[PATCH v6 08/46] CPU hotplug: Provide APIs to prevent CPU offline from atomic context

Michel Lespinasse walken at google.com
Tue Feb 19 03:23:56 EST 2013


On Mon, Feb 18, 2013 at 8:39 PM, Srivatsa S. Bhat
<srivatsa.bhat at linux.vnet.ibm.com> wrote:
> Some important design requirements and considerations:
> -----------------------------------------------------
>
> 1. Scalable synchronization at the reader-side, especially in the fast-path
>
>    Any synchronization at the atomic hotplug readers side must be highly
>    scalable - avoid global single-holder locks/counters etc. Because, these
>    paths currently use the extremely fast preempt_disable(); our replacement
>    to preempt_disable() should not become ridiculously costly and also should
>    not serialize the readers among themselves needlessly.
>
>    At a minimum, the new APIs must be extremely fast at the reader side
>    atleast in the fast-path, when no CPU offline writers are active.
>
> 2. preempt_disable() was recursive. The replacement should also be recursive.
>
> 3. No (new) lock-ordering restrictions
>
>    preempt_disable() was super-flexible. It didn't impose any ordering
>    restrictions or rules for nesting. Our replacement should also be equally
>    flexible and usable.
>
> 4. No deadlock possibilities
>
>    Regular per-cpu locking is not the way to go if we want to have relaxed
>    rules for lock-ordering. Because, we can end up in circular-locking
>    dependencies as explained in https://lkml.org/lkml/2012/12/6/290
>
>    So, avoid the usual per-cpu locking schemes (per-cpu locks/per-cpu atomic
>    counters with spin-on-contention etc) as much as possible, to avoid
>    numerous deadlock possibilities from creeping in.
>
>
> Implementation of the design:
> ----------------------------
>
> We use per-CPU reader-writer locks for synchronization because:
>
>   a. They are quite fast and scalable in the fast-path (when no writers are
>      active), since they use fast per-cpu counters in those paths.
>
>   b. They are recursive at the reader side.
>
>   c. They provide a good amount of safety against deadlocks; they don't
>      spring new deadlock possibilities on us from out of nowhere. As a
>      result, they have relaxed locking rules and are quite flexible, and
>      thus are best suited for replacing usages of preempt_disable() or
>      local_irq_disable() at the reader side.
>
> Together, these satisfy all the requirements mentioned above.

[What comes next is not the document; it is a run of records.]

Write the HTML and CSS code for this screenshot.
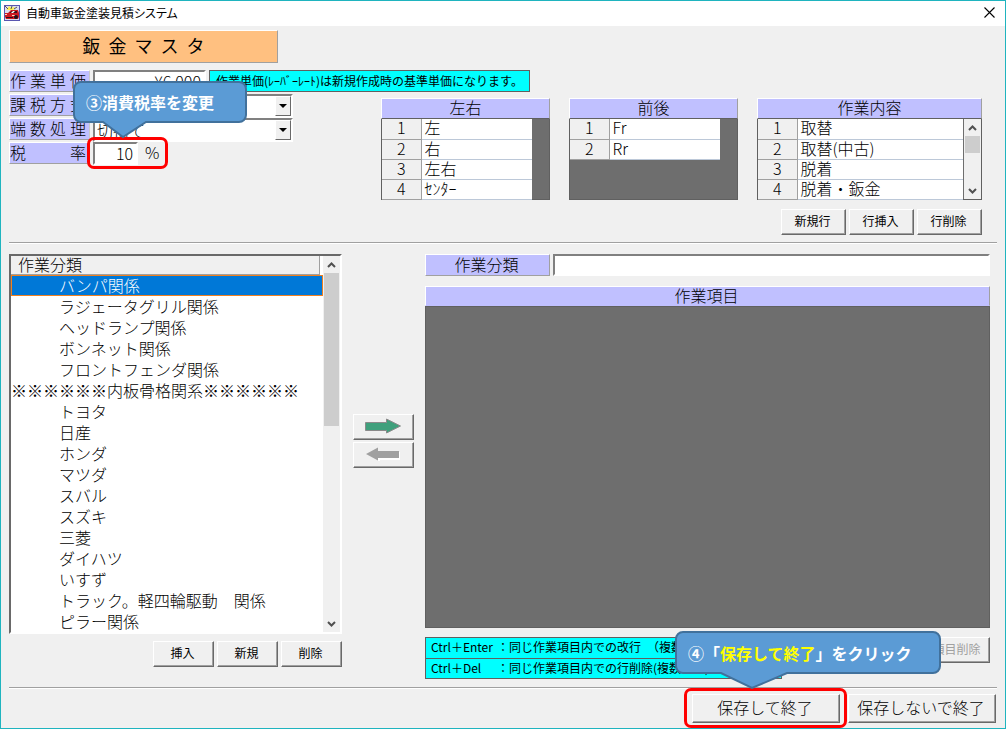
FILE: index.html
```html
<!DOCTYPE html>
<html lang="ja">
<head>
<meta charset="utf-8">
<meta name="viewport" content="width=device-width, initial-scale=1">
<title>自動車鈑金塗装見積システム</title>
<link rel="stylesheet" href="styles.css">
</head>
<body>
<div class="window">
  <header class="titlebar">
    <svg class="app-icon" width="16" height="16" viewBox="0 0 16 16" aria-hidden="true">
      <rect x=".5" y=".5" width="15" height="15" fill="#dcdcf0" stroke="#5a56b0"/>
      <path d="M2 4l2-1 1-2 2 2 4-1-2 3H4z" fill="#fff04a"/>
      <path d="M1 1l3 3M8 1L7 4M13 2l-3 2" stroke="#555" stroke-width="1"/>
      <path d="M1 8h3l3-3h7l1 3v4l-1 2H2l-1-2z" fill="#d01820"/>
      <path d="M5 8l3-2h5v2z" fill="#401018"/>
      <path d="M9 6h2L9 8H7z" fill="#fff"/>
      <path d="M1 9h2v1H1zM8 10h3v1H8z" fill="#ffd8c0"/>
      <path d="M2 12h7v1H2z" fill="#301018"/>
      <circle cx="12" cy="12" r="2" fill="#201018"/>
    </svg>
    <h1 class="app-title">自動車鈑金塗装見積システム</h1>
    <button class="close" type="button" aria-label="閉じる">
      <svg width="11" height="11" viewBox="0 0 11 11" aria-hidden="true"><path d="M.5.5l10 10M10.500.5l-10 10" stroke="#000" stroke-width="1.100"/></svg>
    </button>
  </header>

  <main class="content">
    <h2 class="banner">鈑&nbsp; 金&nbsp; マ&nbsp; ス&nbsp; タ</h2>

    <div class="row row-first">
      <label class="label" for="price">作業単価</label>
      <input class="field price" id="price" type="text" value="¥6,000">
      <p class="tip">作業単価(ﾚｰﾊﾞｰﾚｰﾄ)は新規作成時の基準単価になります。</p>
    </div>

    <div class="upper">
      <div class="settings">
        <div class="row">
          <label class="label" for="method">課税方式</label>
          <span class="combo"><select id="method"><option></option></select><span class="combo-arrow"></span></span>
        </div>
        <div class="row">
          <label class="label" for="rounding">端数処理</label>
          <span class="combo"><select id="rounding"><option>切捨て</option></select><span class="combo-arrow"></span></span>
        </div>
        <div class="row row-rate">
          <label class="label" for="rate">税　率</label>
          <input class="field rate" id="rate" type="text" value="10">
          <span class="unit">%</span>
          <span class="mark mark-rate"></span>
          <div class="callout callout-rate">
            <svg class="callout-shape" width="176" height="60" viewBox="0 0 176 60" aria-hidden="true"><path d="M8 2H166a7 7 0 0 1 7 7V35a7 7 0 0 1-7 7H73L50 57 30 42H8a7 7 0 0 1-7-7V9a7 7 0 0 1 7-7z"/></svg>
            <span class="callout-text">③消費税率を変更</span>
          </div>
        </div>
      </div>

      <div class="grids">
        <div class="grid-row">
          <table class="grid">
            <caption>左右</caption>
            <tbody>
              <tr><th scope="row">1</th><td>左</td></tr>
              <tr><th scope="row">2</th><td>右</td></tr>
              <tr><th scope="row">3</th><td>左右</td></tr>
              <tr><th scope="row">4</th><td>ｾﾝﾀｰ</td></tr>
            </tbody>
          </table>
          <table class="grid">
            <caption>前後</caption>
            <tbody>
              <tr><th scope="row">1</th><td>Fr</td></tr>
              <tr><th scope="row">2</th><td>Rr</td></tr>
            </tbody>
          </table>
          <div class="grid-scroll">
            <table class="grid grid-wide">
              <caption>作業内容</caption>
              <tbody>
                <tr><th scope="row">1</th><td>取替</td></tr>
                <tr><th scope="row">2</th><td>取替(中古)</td></tr>
                <tr><th scope="row">3</th><td>脱着</td></tr>
                <tr><th scope="row">4</th><td>脱着・鈑金</td></tr>
              </tbody>
            </table>
            <div class="scrollbar grid-bar">
              <svg class="chev" width="9" height="6" viewBox="0 0 9 6" aria-hidden="true"><path d="M1 5l3.500-3.500L8 5"/></svg>
              <span class="thumb thumb-small"></span>
              <svg class="chev chev-end" width="9" height="6" viewBox="0 0 9 6" aria-hidden="true"><path d="M1 1l3.500 3.500L8 1"/></svg>
            </div>
          </div>
        </div>
        <div class="buttons">
          <button class="btn btn-row" type="button">新規行</button>
          <button class="btn btn-row" type="button">行挿入</button>
          <button class="btn btn-row" type="button">行削除</button>
        </div>
      </div>
    </div>

    <hr class="rule">

    <div class="lower">
      <section class="category">
        <div class="listbox">
          <div class="list-main">
            <div class="list-head"><span>作業分類</span></div>
            <ul class="list">
              <li class="selected">バンパ関係</li>
              <li>ラジェータグリル関係</li>
              <li>ヘッドランプ関係</li>
              <li>ボンネット関係</li>
              <li>フロントフェンダ関係</li>
              <li class="heading">※※※※※※内板骨格関系※※※※※※</li>
              <li>トヨタ</li>
              <li>日産</li>
              <li>ホンダ</li>
              <li>マツダ</li>
              <li>スバル</li>
              <li>スズキ</li>
              <li>三菱</li>
              <li>ダイハツ</li>
              <li>いすず</li>
              <li>トラック。軽四輪駆動　関係</li>
              <li>ピラー関係</li>
            </ul>
          </div>
          <div class="scrollbar">
            <svg class="chev" width="9" height="6" viewBox="0 0 9 6" aria-hidden="true"><path d="M1 5l3.500-3.500L8 5"/></svg>
            <span class="thumb thumb-large"></span>
            <svg class="chev chev-end" width="9" height="6" viewBox="0 0 9 6" aria-hidden="true"><path d="M1 1l3.500 3.500L8 1"/></svg>
          </div>
        </div>
        <div class="buttons">
          <button class="btn btn-list" type="button">挿入</button>
          <button class="btn btn-list" type="button">新規</button>
          <button class="btn btn-list" type="button">削除</button>
        </div>
      </section>

      <div class="movers">
        <button class="btn btn-list" type="button" aria-label="右へ移動">
          <svg width="36" height="16" viewBox="0 0 36 16" aria-hidden="true"><path d="M.5 4.500H21.500V1L35.500 8 21.500 15V12.500H.5z" fill="#3fa07c" stroke="#8a8a8a"/></svg>
        </button>
        <button class="btn btn-list" type="button" aria-label="左へ移動">
          <svg width="34" height="14" viewBox="0 0 34 14" aria-hidden="true"><path d="M34 5v7H13v2" fill="none" stroke="#fff" stroke-width="2"/><path d="M33 4V11H12V13.500L0 7 12 .5V4z" fill="#a0a0a0"/></svg>
        </button>
      </div>

      <section class="items">
        <div class="name-row">
          <label class="name-label" for="category">作業分類</label>
          <input class="field name" id="category" type="text">
        </div>
        <h3 class="items-head">作業項目</h3>
        <div class="canvas"></div>
        <div class="items-foot">
          <div class="hints">
            <p><span class="key">Ctrl＋Enter</span>：同じ作業項目内での改行　（複数行可）</p>
            <p><span class="key">Ctrl＋Del</span>：同じ作業項目内での行削除(複数行可)</p>
          </div>
          <button class="btn btn-row" type="button" disabled>項目削除</button>
        </div>
      </section>
    </div>

    <hr class="rule">

    <footer class="footer">
      <div class="save">
        <button class="btn btn-large" type="button">保存して終了</button>
        <span class="mark mark-save"></span>
        <div class="callout callout-save">
          <svg class="callout-shape" width="268" height="60" viewBox="0 0 268 60" aria-hidden="true"><path d="M8 1H258a7 7 0 0 1 7 7V35a7 7 0 0 1-7 7H112L77 57 46 42H8a7 7 0 0 1-7-7V8a7 7 0 0 1 7-7z"/></svg>
          <span class="callout-text">④「<em>保存して終了</em>」をクリック</span>
        </div>
      </div>
      <button class="btn btn-large" type="button">保存しないで終了</button>
    </footer>
  </main>
</div>
</body>
</html>
```

FILE: styles.css
```css
* { box-sizing: border-box; }

body {
  margin: 0;
  font-family: "Noto Sans CJK JP", sans-serif;
  font-size: 16px;
  font-weight: 300;
  line-height: 20px;
  color: #000;
}

h1, h2, h3, p, ul { margin: 0; padding: 0; font-size: inherit; font-weight: inherit; }
ul { list-style: none; }
button, input, select { font: inherit; color: inherit; }

.window {
  display: flex;
  flex-direction: column;
  min-height: 100vh;
  border: 1px solid #1fb4bf;
  background: #f0f0f0;
}

/* Title bar */
.titlebar {
  display: flex;
  align-items: center;
  gap: 6px;
  height: 25px;
  padding: 0 10px 2px 3px;
  background: #fff;
}
.app-title { flex: 1; font-size: 12px; font-weight: 400; font-feature-settings: "palt"; }
.close { display: flex; padding: 0; border: 0; background: none; }

.content {
  flex: 1;
  display: flex;
  flex-direction: column;
  padding: 4px 8px 5px;
}

.banner {
  width: 269px;
  height: 33px;
  border: 1px solid;
  border-color: #fff #a0a0a0 #a0a0a0 #fff;
  background: #ffc080;
  font-size: 18px;
  font-weight: 400;
  line-height: 29px;
  text-align: center;
}

/* Settings form */
.row { display: flex; gap: 3px; height: 24px; position: relative; }
.row-first { margin-top: 7px; }
.label {
  width: 81px;
  height: 22px;
  padding: 0 3px 0 0;
  border: 1px solid;
  border-color: #fff #c8c8c8 #a0a0a0 #fff;
  background: #c0c0ff;
  line-height: 18px;
  text-align-last: justify;
}
.field {
  min-width: 0;
  height: 23px;
  padding: 0 3px 2px 2px;
  border: 2px solid;
  border-color: #808080 #fff #fff #808080;
  border-radius: 0;
  background: #fff;
  text-align: right;
}
.price { width: 113px; }
.rate { width: 45px; }
.tip {
  height: 22px;
  padding: 0 6px;
  border: 1px solid #606060;
  background: #0ff;
  font-size: 12px;
  font-weight: 400;
}
.unit { padding-left: 4px; line-height: 20px; }

.combo {
  display: flex;
  width: 200px;
  height: 24px;
  border: 2px solid;
  border-color: #808080 #fff #fff #808080;
  background: #fff;
}
.combo select {
  flex: 1;
  min-width: 0;
  padding: 0 2px;
  border: 0;
  appearance: none;
  background: none;
}
.combo-arrow {
  display: grid;
  place-items: center;
  width: 16px;
  border: 1px solid;
  border-color: #fff #696969 #696969 #fff;
  background: #f0f0f0;
  pointer-events: none;
}
.combo-arrow::after {
  content: "";
  border: 4px solid transparent;
  border-top-color: #000;
  border-bottom: 0;
}

/* Small grids */
.upper { display: flex; justify-content: space-between; }
.grids { padding: 4px 15px 0 0; }
.grid-row { display: flex; gap: 19px; }
.grid {
  display: block;
  width: 169px;
  height: 102px;
  border-collapse: collapse;
  background: #6e6e6e;
  border: 1px solid #606060;
  border-top: 0;
}
.grid caption {
  display: block;
  margin: 0 -1px;
  height: 21px;
  border: 1px solid;
  border-color: #fff #a0a0a0 #606060 #fff;
  background: #c0c0ff;
  line-height: 17px;
}
.grid th, .grid td { height: 20px; padding: 0 0 2px; line-height: 17px; }
.grid th {
  width: 39px;
  border-right: 1px solid #a0a0a0;
  border-bottom: 1px solid #a0a0a0;
  background: #f0f0f0;
  font-weight: 300;
}
.grid td {
  width: 111px;
  padding-left: 3px;
  border-bottom: 1px solid #bcc8d8;
  background: #fff;
}
.grid-scroll { position: relative; width: 225px; }
.grid-wide { width: 100%; }
.grid-wide td { width: 166px; }
.grid-bar { position: absolute; top: 21px; right: 1px; bottom: 1px; }

.scrollbar {
  display: flex;
  flex-direction: column;
  align-items: center;
  width: 17px;
  padding: 6px 1px 5px;
  background: #f0f0f0;
}
.chev { flex: none; fill: none; stroke: #505050; stroke-width: 2; }
.chev-end { margin-top: auto; }
.thumb { width: 15px; margin-top: 5px; background: #cdcdcd; }
.thumb-small { height: 17px; }
.thumb-large { height: 153px; }

/* Buttons */
.buttons { display: flex; justify-content: flex-end; gap: 3px; }
.grids .buttons { margin-top: 9px; }
.btn {
  display: flex;
  align-items: center;
  justify-content: center;
  height: 26px;
  padding: 0 2px 2px 0;
  border: 1px solid;
  border-color: #fff #696969 #696969 #fff;
  border-radius: 0;
  background: #f0f0f0;
  box-shadow: inset -1px -1px #a0a0a0;
  font-size: 12px;
  font-weight: 400;
}
.btn:disabled { color: #a0a0a0; }
.btn-row { width: 65px; }
.btn-list { width: 61px; }
.btn-large { width: 148px; height: 29px; padding-bottom: 4px; font-size: 16px; font-weight: 300; }

.rule {
  width: 100%;
  height: 2px;
  margin: 7px 0 0;
  border: 0;
  border-top: 1px solid #a0a0a0;
  border-bottom: 1px solid #fff;
}

/* Category list and items */
.lower { flex: 1; display: flex; gap: 11px; padding: 10px 7px 1px 0; }
.category { display: flex; flex-direction: column; gap: 7px; width: 333px; }
.listbox {
  display: flex;
  border: 2px solid;
  border-color: #696969 #fff #fff #696969;
  background: #fff;
}
.list-main { flex: 1; }
.list-head {
  width: 309px;
  height: 19px;
  padding-left: 7px;
  border-right: 1px solid #a0a0a0;
  border-bottom: 1px solid #a0a0a0;
  background: #f0f0f0;
  line-height: 17px;
}
.list li { height: 21px; padding-left: 48px; line-height: 21px; white-space: nowrap; }
.list .heading { padding-left: 0; }
.list .selected {
  padding-left: 47px;
  border: 1px solid #f08020;
  background: #0078d7;
  color: #fff;
  line-height: 18px;
}

.movers { display: flex; flex-direction: column; gap: 2px; padding-top: 160px; }

.items { flex: 1; min-width: 0; display: flex; flex-direction: column; }
.name-row { display: flex; gap: 3px; }
.name-label {
  width: 125px;
  height: 22px;
  padding-right: 2px;
  border: 1px solid;
  border-color: #fff #a0a0a0 #a0a0a0 #fff;
  background: #c0c0ff;
  line-height: 18px;
  text-align: center;
}
.name { flex: 1; height: 22px; text-align: left; }
.items-head {
  height: 20px;
  margin-top: 10px;
  padding-right: 2px;
  border: 1px solid;
  border-color: #fff #a0a0a0 #c0c0ff #fff;
  background: #c0c0ff;
  line-height: 16px;
  text-align: center;
}
.canvas { flex: 1; background: #6e6e6e; border: 1px solid #606060; }
.items-foot { display: flex; justify-content: space-between; margin-top: 9px; }
.hints { width: 357px; border: 1px solid #606060; background: #0ff; font-size: 12px; font-weight: 400; }
.hints p { height: 20px; padding-left: 5px; line-height: 18px; }
.hints p + p { border-top: 1px solid #606060; }
.key { display: inline-block; width: 66px; }

.footer { display: flex; justify-content: flex-end; gap: 8px; margin-top: 5px; padding-right: 1px; }
.save { position: relative; }

/* Guide marks laid over the form */
.mark { position: absolute; border: 3px solid #f00; border-radius: 7px; pointer-events: none; }
.mark-rate { left: 78px; top: -5px; width: 81px; height: 32px; }
.mark-save { left: -8px; top: -6px; width: 163px; height: 40px; }
.callout { position: absolute; z-index: 1; color: #fff; font-weight: 700; }
.callout-rate { left: 64px; top: -62px; }
.callout-save { left: -17px; top: -63px; }
.callout-shape { display: block; fill: #5b9bd5; stroke: #41719c; stroke-width: 2; }
.callout-text { position: absolute; left: 13px; top: 12px; white-space: nowrap; }
.callout em { font-style: normal; color: #ff0; }
```
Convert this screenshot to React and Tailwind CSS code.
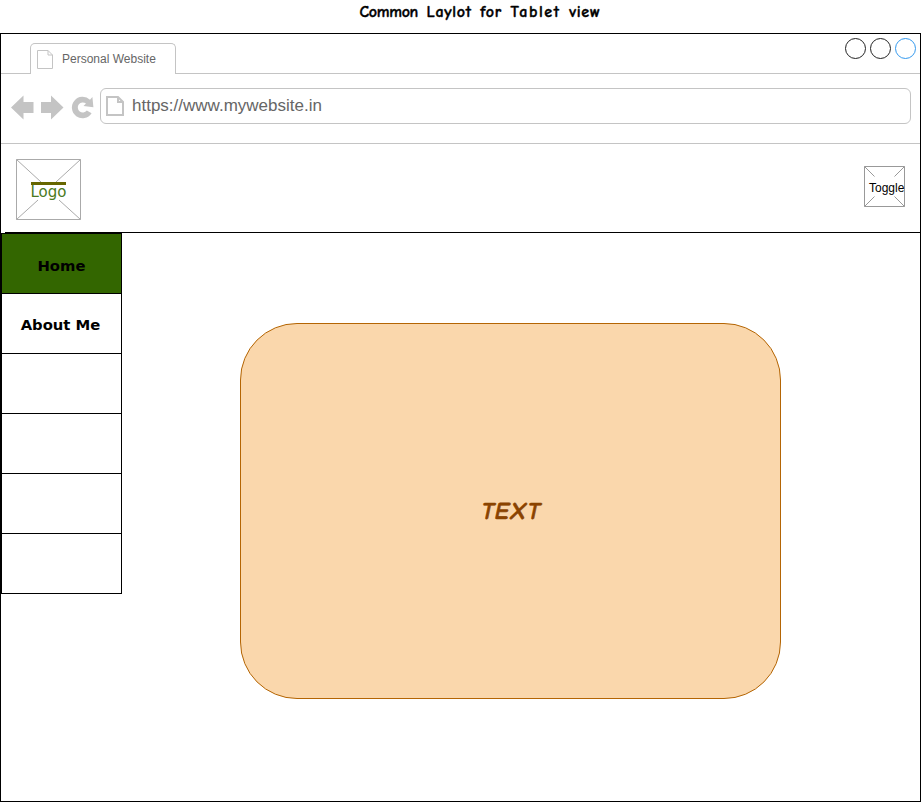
import React from "react";

const menuItems = ["Home", "About Me", "", "", "", ""];

function PageIcon({ className, strokeWidth }) {
  return (
    <svg viewBox="0 0 18 20" className={className} fill="none" stroke="#c4c4c4" strokeWidth={strokeWidth}>
      <path d={strokeWidth === "1" ? "M1.5 .5H12L16.5 5V18.5H1.5ZM12 .5V5H16.5" : "M1 1H12L17 6V19H1ZM12 1V6H17"} />
    </svg>
  );
}

function TabStrip() {
  return (
    <div className="flex h-10">
      <div className="w-[29px] border-b border-[#c4c4c4]" />
      <div className="mt-[9px] flex w-[146px] items-start rounded-t-[5px] border border-b-0 border-[#c4c4c4] pl-[5px] pt-[6px]">
        <PageIcon className="h-5 w-[18px] shrink-0" strokeWidth="1" />
        <span className="ml-2 whitespace-nowrap text-[12px] leading-[18px] text-[#666666]">Personal Website</span>
      </div>
      <div className="flex grow justify-end gap-1 border-b border-[#c4c4c4] pr-1 pt-1">
        <div className="size-[21px] rounded-full border border-[#222222]" />
        <div className="size-[21px] rounded-full border border-[#222222]" />
        <div className="size-[21px] rounded-full border border-[#3399ee]" />
      </div>
    </div>
  );
}

function Toolbar() {
  return (
    <div className="flex h-[70px] items-start border-b border-[#c4c4c4] pl-[10px] pt-[14px]">
      <svg viewBox="0 0 84 36" className="h-9 w-[84px] shrink-0" fill="#c4c4c4">
        <path d="M0 19.5L12.5 7.5V14H22.5V25H12.5V31.5Z" />
        <path d="M52.5 19.5L40 7.5V14H30V25H40V31.5Z" />
        <path d="M79 11.8L81.4 9L82.4 19.2L72.5 18L75 15.6A5 5 0 1 0 75.8 22.4L80.6 25.3A10.7 10.7 0 1 1 79 11.8Z" />
      </svg>
      <div className="ml-[5px] flex h-9 w-[811px] rounded-[6px] border border-[#c4c4c4] pl-[5px] pt-[7px]">
        <PageIcon className="h-5 w-[18px] shrink-0" strokeWidth="2" />
        <span className="ml-2 text-[17px] leading-[20px] text-[#666666]">https://www.mywebsite.in</span>
      </div>
    </div>
  );
}

function Header() {
  return (
    <header className="flex h-[89px] justify-between pl-[15px] pr-[15px]">
      <div className="relative mt-[15px] h-[61px] w-[65px]">
        <svg viewBox="0 0 65 61" className="h-[61px] w-[65px]" fill="none" stroke="#aaaaaa">
          <path d="M.5 .5H64.5V60.5H.5ZM.5 .5L25 23M64.5 .5L40 23M.5 60.5L22 41M64.5 60.5L43 41" />
        </svg>
        <div className="absolute left-[15px] top-[23px] flex w-[35px] justify-center border-t-[3px] border-[#666600] font-['DejaVu_Sans',sans-serif] text-[15px] leading-[14px] text-[#4a7a22]">
          Logo
        </div>
      </div>
      <div className="relative mt-[22px] h-[41px] w-[41px]">
        <svg viewBox="0 0 41 41" className="size-[41px]" fill="none" stroke="#999999">
          <path d="M.5 .5H40.5V40.5H.5ZM.5 .5L10.5 10.5M40.5 .5L30.5 10.5M.5 40.5L10.5 30.5M40.5 40.5L30.5 30.5" />
        </svg>
        <span className="absolute left-[5px] top-[15px] text-[12px] leading-[15px] text-black">Toggle</span>
      </div>
    </header>
  );
}

function SideMenu() {
  return (
    <nav className="h-[361px] w-[121px] border-x border-t border-black">
      {menuItems.map((label, index) => (
        <div
          key={index}
          className={`flex h-[60px] items-center justify-center border-b border-black font-['DejaVu_Sans',sans-serif] text-[14.8px] font-bold text-black ${index === 0 ? "bg-[#336600] pt-[5px]" : "pr-[2px] pt-[3px]"}`}
        >
          {label}
        </div>
      ))}
    </nav>
  );
}

export default function App() {
  return (
    <div className="h-[802px] w-[922px] overflow-hidden bg-white font-['Liberation_Sans',Arial,sans-serif]">
      <h1 className="h-[33px] pl-[38px] pt-[2px] text-center font-['Comic_Sans_MS','Comic_Neue',Lato,sans-serif] text-[16px] font-black leading-[20px] tracking-[0.7px] text-black [-webkit-text-stroke:0.4px_black] [word-spacing:2.2px]">
        <span className="tracking-[-0.3px]">Common</span> Laylot for <span className="tracking-[1.6px]">Tablet</span> view
      </h1>
      <div className="h-[769px] w-[921px] border border-black">
        <TabStrip />
        <Toolbar />
        <Header />
        <div className="-mt-px ml-1 h-px w-[915px] bg-black" />
        <main className="flex">
          <SideMenu />
          <section className="ml-[118px] mt-[90px] flex h-[376px] w-[541px] items-center justify-center rounded-[57px] border border-[#b46504] bg-[#fad7ac] pl-[2px]">
            <span className="inline-block -skew-x-12 font-['Comic_Sans_MS','Comic_Neue',Lato,sans-serif] text-[24px] font-black leading-[30px] tracking-[0.7px] text-[#8a4300] [-webkit-text-stroke:0.6px_#8a4300]">TEXT</span>
          </section>
        </main>
      </div>
    </div>
  );
}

Thanks for this detailed design explanation.

> +/*
> + * Invoked by atomic hotplug reader (a task which wants to prevent
> + * CPU offline, but which can't afford to sleep), to prevent CPUs from
> + * going offline. So, you can call this function from atomic contexts
> + * (including interrupt handlers).
> + *
> + * Note: This does NOT prevent CPUs from coming online! It only prevents
> + * CPUs from going offline.
> + *
> + * You can call this function recursively.
> + *
> + * Returns with preemption disabled (but interrupts remain as they are;
> + * they are not disabled).
> + */
> +void get_online_cpus_atomic(void)
> +{
> +       percpu_read_lock_irqsafe(&hotplug_pcpu_rwlock);
> +}
> +EXPORT_SYMBOL_GPL(get_online_cpus_atomic);
> +
> +void put_online_cpus_atomic(void)
> +{
> +       percpu_read_unlock_irqsafe(&hotplug_pcpu_rwlock);
> +}
> +EXPORT_SYMBOL_GPL(put_online_cpus_atomic);

So, you made it clear why you want a recursive read side here.

I am wondering though, if you could take care of recursive uses in
get/put_online_cpus_atomic() instead of doing it as a property of your
rwlock:

get_online_cpus_atomic()
{
    unsigned long flags;
    local_irq_save(flags);
    if (this_cpu_inc_return(hotplug_recusion_count) == 1)
        percpu_read_lock_irqsafe(&hotplug_pcpu_rwlock);
    local_irq_restore(flags);
}

Once again, the idea there is to avoid baking the reader side
recursive properties into your rwlock itself, so that it won't be
impossible to implement reader/writer fairness into your rwlock in the
future (which may be not be very important for the hotplug use, but
could be when other uses get introduced).

-- 
Michel "Walken" Lespinasse
A program is never fully debugged until the last user dies.